** START OF Supplied material **
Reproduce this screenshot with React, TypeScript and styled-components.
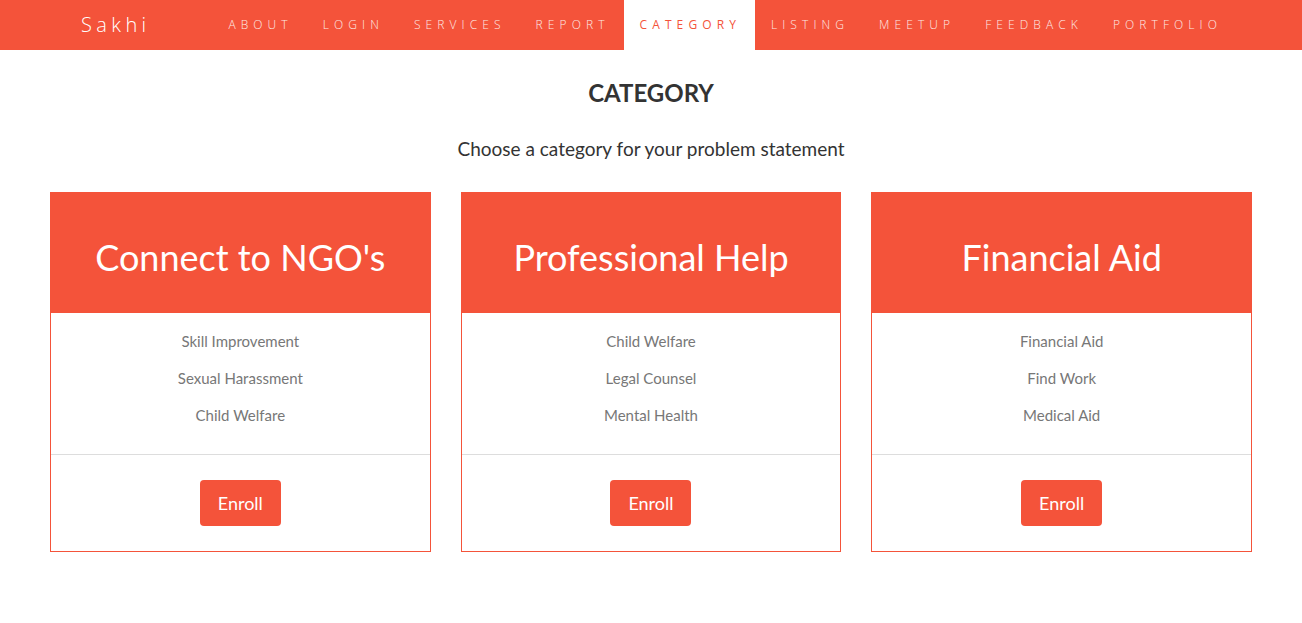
import React from "react";
import styled, { createGlobalStyle } from "styled-components";

const ORANGE = "#f4533a";

const Global = createGlobalStyle`
  html, body { margin: 0; padding: 0; background: #fff; }
  body { font-family: Lato, "Open Sans", sans-serif; color: #333; }
  * { box-sizing: border-box; }
`;

const NavBar = styled.nav`
  height: 50px;
  background: ${ORANGE};
`;

const NavInner = styled.div`
  width: 1170px;
  margin: 0 auto;
  height: 100%;
  display: flex;
  align-items: stretch;
  justify-content: space-between;
`;

const Brand = styled.a`
  display: flex;
  align-items: center;
  padding: 0 15px 2px;
  font-family: "Open Sans", sans-serif;
  font-weight: 300;
  font-size: 20px;
  letter-spacing: 4.4px;
  color: #fff;
  text-decoration: none;
`;

const Menu = styled.ul`
  list-style: none;
  margin: 0;
  padding: 0;
  display: flex;
  align-items: stretch;
`;

const MenuItem = styled.li<{ $active?: boolean }>`
  display: flex;
  align-items: center;
  padding: 0 14px 1px 16px;
  background: ${(p) => (p.$active ? "#fff" : "transparent")};
  color: ${(p) => (p.$active ? ORANGE : "#fde9e5")};
  font-family: "Open Sans", sans-serif;
  font-weight: ${(p) => (p.$active ? 400 : 300)};
  font-size: 12px;
  letter-spacing: 5.1px;
`;

const Main = styled.main`
  display: flex;
  flex-direction: column;
  align-items: center;
`;

const Title = styled.h2`
  margin: 30px 0 0;
  font-size: 24px;
  font-weight: 700;
  color: #333;
  line-height: 26px;
`;

const Subtitle = styled.p`
  margin: 31px 0 0;
  font-size: 19px;
  color: #333;
  line-height: 24px;
`;

const Grid = styled.div`
  margin-top: 31px;
  width: 1202px;
  display: grid;
  grid-template-columns: repeat(3, 1fr);
  column-gap: 30px;
`;

const Card = styled.div`
  border: 1px solid ${ORANGE};
  display: flex;
  flex-direction: column;
`;

const CardHead = styled.div`
  height: 120px;
  padding-top: 8px;
  background: ${ORANGE};
  color: #fff;
  display: flex;
  align-items: center;
  justify-content: center;
  font-size: 36px;
  font-weight: 400;
`;

const ItemList = styled.ul`
  list-style: none;
  margin: 0;
  padding: 10px 0 20px;
  border-bottom: 1px solid #ddd;
  display: flex;
  flex-direction: column;
  align-items: center;
`;

const Item = styled.li`
  font-size: 15px;
  line-height: 37px;
  color: #777;
`;

const CardFoot = styled.div`
  height: 96px;
  display: flex;
  align-items: center;
  justify-content: center;
`;

const Button = styled.button`
  width: 81px;
  height: 46px;
  border: none;
  border-radius: 4px;
  background: ${ORANGE};
  color: #fff;
  font-family: Lato, sans-serif;
  font-size: 18px;
  cursor: pointer;
`;

const navItems = ["ABOUT", "LOGIN", "SERVICES", "REPORT", "CATEGORY", "LISTING", "MEETUP", "FEEDBACK", "PORTFOLIO"];

const cards = [
  { title: "Connect to NGO's", items: ["Skill Improvement", "Sexual Harassment", "Child Welfare"] },
  { title: "Professional Help", items: ["Child Welfare", "Legal Counsel", "Mental Health"] },
  { title: "Financial Aid", items: ["Financial Aid", "Find Work", "Medical Aid"] },
];

export default function App() {
  return (
    <>
      <Global />
      <NavBar>
        <NavInner>
          <Brand href="#">Sakhi</Brand>
          <Menu>
            {navItems.map((n) => (
              <MenuItem key={n} $active={n === "CATEGORY"}>{n}</MenuItem>
            ))}
          </Menu>
        </NavInner>
      </NavBar>
      <Main>
        <Title>CATEGORY</Title>
        <Subtitle>Choose a category for your problem statement</Subtitle>
        <Grid>
          {cards.map((c) => (
            <Card key={c.title}>
              <CardHead>{c.title}</CardHead>
              <ItemList>
                {c.items.map((i) => (
                  <Item key={i}>{i}</Item>
                ))}
              </ItemList>
              <CardFoot>
                <Button>Enroll</Button>
              </CardFoot>
            </Card>
          ))}
        </Grid>
      </Main>
    </>
  );
}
** END OF Supplied material **
What to produce: Look through the material above. Copy each line where the word "React" appears.

Exercise output:
Reproduce this screenshot with React, TypeScript and styled-components.
import React from "react";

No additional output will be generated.